Lors de cette prière, Evariste Ndayishimiye annoncera « une série de destitutions à venir, qui signeront la rupture avec le laxisme dans la gouvernance. Les cadres corrompus et incompétents qui déshonorent le Burundi et le parti seront démis »

Et plus récemment, lors de l’ouverture de l’année judiciaire, dénonçant un complot, il est allé plus loin : « Qui peut menacer un Général de coup d’Etat ? Qui est-il ? Qu’il vienne m’affronter. Au nom de Dieu, je le vaincrai ». Les propos tenus par le chef de l’Etat étaient graves : une tentative de coup d’Etat ! Tout de suite, les commentaires ont fusé de partout et l’audio du président largement partagé.

L’action va-t-elle l’emporter (finalement) sur le verbe ? 

Lors de cette ouverture de l’année judiciaire, quand ces mises en garde sortaient sur la place publique depuis la capitale politique et inondaient les réseaux sociaux, beaucoup appelaient le président à précéder le verbe à l’action et à se servir de la constitution qui lui donne tous les moyens d’agir. Mais ce discours vient souligner un fait : s’il y a une chose à laquelle se serait démarqué le président Ndayishimiye des ses prédécesseurs, c’est donner instinctivement de l’espoir aux Burundais, en faisant preuve de connaitre toutes les magouilles de ceux qui ne l’accompagnent pas dans son septennat. 

Cependant, l’erreur dans cette pratique, c’est d’oublier que l’être humain se décourage plutôt facilement face à l’inaction. A ce stade, la communication présidentielle en a souffert. C’est voir combien une certaine opinion a perdu le fil dans la communication du président car bien des fois, les personnalités démises de leurs fonctions ont été nommées dans d’autres postes par le président lui-même. Dans une conférence publique, le bureau du porte-parole du président expliquait qu’« il agit comme un père de famille ».

Les plus pragmatiques avaient quant à eux avançaient que ce n’est pas le problème de la constitution mais qu’il s’agit en réalité de la façon dont le système est construit : « Le problème est que le pouvoir semble localisé ailleurs que dans les institutions reconnues et définies par la Constitution. Sinon, le Président n’aurait pas à se lamenter, il prendrait des mesures visant à réaliser sa vision politique », écrira cet internaute.

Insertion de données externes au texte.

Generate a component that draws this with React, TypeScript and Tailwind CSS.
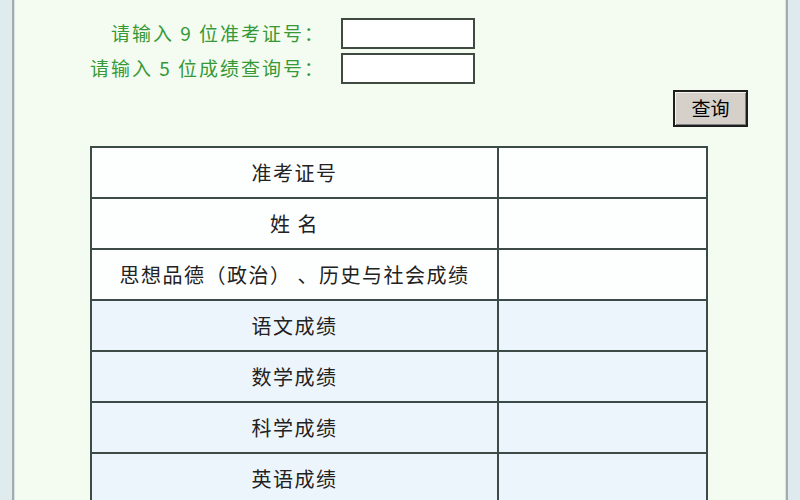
import React from "react";

const rows = [
  { label: "准考证号", tint: false },
  { label: "姓 名", tint: false },
  { label: "思想品德（政治） 、历史与社会成绩", tint: false },
  { label: "语文成绩", tint: true },
  { label: "数学成绩", tint: true },
  { label: "科学成绩", tint: true },
  { label: "英语成绩", tint: true },
];

const cjk = { fontFamily: '"Noto Sans CJK SC", "Noto Sans", sans-serif' };

const App = () => {
  return (
    <div className="flex h-[500px] w-[800px] overflow-hidden bg-[#e0ecee]" style={cjk}>
      <div className="w-[12px] bg-[#e0ebed]" />
      <div className="w-[2px] bg-[#a3abab]" />
      <div className="w-[1px] bg-[#d8e2e2]" />

      <div className="flex flex-1 flex-col bg-[#f4fcf2]">
        {/* 查询条件 */}
        <div className="mt-[18px] grid grid-cols-[310px_134px] gap-x-[16px] gap-y-[4px]">
          <div className="flex h-[31px] items-center justify-end text-[19px] tracking-[2px] text-[#369936]">
            请输入 9 位准考证号：
          </div>
          <input className="h-[31px] border-2 border-[#3f4a40] bg-white outline-none" />
          <div className="flex h-[31px] items-center justify-end text-[19px] tracking-[2px] text-[#369936]">
            请输入 5 位成绩查询号：
          </div>
          <input className="h-[31px] border-2 border-[#3f4a40] bg-white outline-none" />
        </div>

        <div className="mt-[6px] flex justify-end pr-[37px]">
          <button className="flex h-[37px] w-[75px] items-center justify-center border-2 border-[#1e1e1e] bg-[#d5d1ca] text-[19px] text-black shadow-[inset_1px_1px_0_#f4f2ee,inset_-1px_-1px_0_#808080]">
            查询
          </button>
        </div>

        {/* 成绩表 */}
        <table className="mt-[19px] ml-[75px] w-[618px] border-collapse text-[20px] tracking-[1.5px] text-[#222]">
          <tbody>
            {rows.map((r) => (
              <tr key={r.label} className={r.tint ? "bg-[#edf5fc]" : "bg-[#fdfefe]"}>
                <td className="h-[51px] w-[407px] border-2 border-[#3c4b48] p-0 text-center">{r.label}</td>
                <td className="h-[51px] border-2 border-[#3c4b48] p-0" />
              </tr>
            ))}
          </tbody>
        </table>
      </div>

      <div className="w-[1px] bg-[#d8e2e2]" />
      <div className="w-[2px] bg-[#a3abab]" />
      <div className="w-[12px] bg-[#dfeaee]" />
    </div>
  );
};

export default App;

Surtout pas de « révolution de palais »

Ce 7 septembre donc, les dés viennent d’être jetés. Bunyoni vient d’être remplacé. Est-il ce puissant que dénonçait l’homme fort de Gitega ? La question reste posée. Toutefois, ce changement à la tête du gouvernement intervient dans un contexte de précarité de plus en plus criante du petit peuple. Ce peuple qui perd à vitesse grand V son pouvoir d’achat. Ce peuple qui manque cruellement de carburant, du ciment, du sucre. Ce peuple, qui, face à l’inflation qui va crescendo, voit les prix des produits de première nécessité s’envoler. « Au moins s’ils étaient disponibles et chers au lieu d’en manquer totalement », disent certains, épuisés. 

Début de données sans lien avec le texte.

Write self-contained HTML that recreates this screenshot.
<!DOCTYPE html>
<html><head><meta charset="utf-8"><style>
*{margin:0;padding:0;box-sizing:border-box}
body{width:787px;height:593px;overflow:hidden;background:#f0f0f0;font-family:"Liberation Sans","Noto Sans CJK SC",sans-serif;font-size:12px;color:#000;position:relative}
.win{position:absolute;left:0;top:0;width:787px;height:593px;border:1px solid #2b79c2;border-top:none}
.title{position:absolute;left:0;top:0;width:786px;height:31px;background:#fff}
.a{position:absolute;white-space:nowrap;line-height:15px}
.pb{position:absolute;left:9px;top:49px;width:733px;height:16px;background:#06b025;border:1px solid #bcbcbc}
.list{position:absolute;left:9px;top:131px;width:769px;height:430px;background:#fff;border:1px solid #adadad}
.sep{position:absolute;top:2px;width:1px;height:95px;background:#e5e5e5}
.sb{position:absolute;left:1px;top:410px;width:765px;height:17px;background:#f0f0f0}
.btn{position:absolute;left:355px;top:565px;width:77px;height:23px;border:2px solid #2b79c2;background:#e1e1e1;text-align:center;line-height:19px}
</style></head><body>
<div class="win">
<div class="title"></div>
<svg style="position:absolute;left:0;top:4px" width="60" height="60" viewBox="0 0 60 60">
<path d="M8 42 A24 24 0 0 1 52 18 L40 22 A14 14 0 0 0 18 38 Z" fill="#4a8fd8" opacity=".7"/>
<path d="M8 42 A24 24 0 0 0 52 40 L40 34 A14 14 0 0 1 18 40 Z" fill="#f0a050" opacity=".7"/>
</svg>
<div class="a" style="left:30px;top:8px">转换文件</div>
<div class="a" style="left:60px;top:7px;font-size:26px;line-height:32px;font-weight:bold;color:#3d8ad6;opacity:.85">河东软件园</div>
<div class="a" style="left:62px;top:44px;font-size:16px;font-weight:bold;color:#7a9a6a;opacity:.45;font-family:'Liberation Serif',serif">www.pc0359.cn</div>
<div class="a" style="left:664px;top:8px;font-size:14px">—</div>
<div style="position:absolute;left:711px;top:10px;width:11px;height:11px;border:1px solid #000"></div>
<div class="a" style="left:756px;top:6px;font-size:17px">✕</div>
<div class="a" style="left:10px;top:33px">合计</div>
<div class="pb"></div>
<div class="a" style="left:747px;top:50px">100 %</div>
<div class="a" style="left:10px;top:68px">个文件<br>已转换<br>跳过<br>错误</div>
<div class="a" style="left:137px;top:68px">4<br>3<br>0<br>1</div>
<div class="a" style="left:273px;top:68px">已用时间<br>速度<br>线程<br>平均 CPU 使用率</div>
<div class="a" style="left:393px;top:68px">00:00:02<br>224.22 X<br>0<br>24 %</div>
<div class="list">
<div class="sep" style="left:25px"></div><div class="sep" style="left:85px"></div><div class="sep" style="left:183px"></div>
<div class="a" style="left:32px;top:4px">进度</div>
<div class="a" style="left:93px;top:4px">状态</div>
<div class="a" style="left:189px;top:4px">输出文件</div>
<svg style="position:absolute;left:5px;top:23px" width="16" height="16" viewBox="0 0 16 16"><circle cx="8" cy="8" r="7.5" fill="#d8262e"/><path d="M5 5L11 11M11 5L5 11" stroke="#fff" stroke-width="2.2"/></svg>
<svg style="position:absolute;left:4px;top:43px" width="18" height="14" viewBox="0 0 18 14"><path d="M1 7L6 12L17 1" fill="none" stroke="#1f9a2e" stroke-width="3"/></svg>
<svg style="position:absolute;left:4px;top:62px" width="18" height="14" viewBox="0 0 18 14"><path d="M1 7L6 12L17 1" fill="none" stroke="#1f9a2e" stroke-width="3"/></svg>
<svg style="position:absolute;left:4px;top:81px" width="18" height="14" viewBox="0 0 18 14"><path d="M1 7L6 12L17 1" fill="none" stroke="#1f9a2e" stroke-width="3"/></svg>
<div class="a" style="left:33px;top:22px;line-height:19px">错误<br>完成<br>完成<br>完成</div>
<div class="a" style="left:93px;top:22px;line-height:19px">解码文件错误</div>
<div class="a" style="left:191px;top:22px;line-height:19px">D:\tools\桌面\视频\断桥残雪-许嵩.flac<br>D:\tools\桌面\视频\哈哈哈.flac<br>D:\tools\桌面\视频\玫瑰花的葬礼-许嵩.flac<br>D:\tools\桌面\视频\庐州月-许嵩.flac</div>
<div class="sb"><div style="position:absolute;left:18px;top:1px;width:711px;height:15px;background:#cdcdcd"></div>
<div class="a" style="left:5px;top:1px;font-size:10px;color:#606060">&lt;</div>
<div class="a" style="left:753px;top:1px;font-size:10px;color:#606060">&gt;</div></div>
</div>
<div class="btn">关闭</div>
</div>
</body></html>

Les  événements de ce 7 septembre marqués par la convocation hic et nunc des deux chambres du parlement pour statuer sur la proposition d’un nouveau Premier ministre, qui prêtera serment plus tard dans la même journée, marqueront-ils un tournant ? 

Certes, démettre Bunyoni et installer Ndirakobuca est salué par l’opinion (du moins celle sur la toile), mais ceci ne devrait pas être une fin en soi mais plutôt un moyen de répondre aux besoins du peuple. Sans afficher un scepticisme qui peut trouver sa justification, et sans se poser en avocat du peuple, la « petite révolution » qui vient d’avoir lieu à intérêt à ne pas être celle de palais.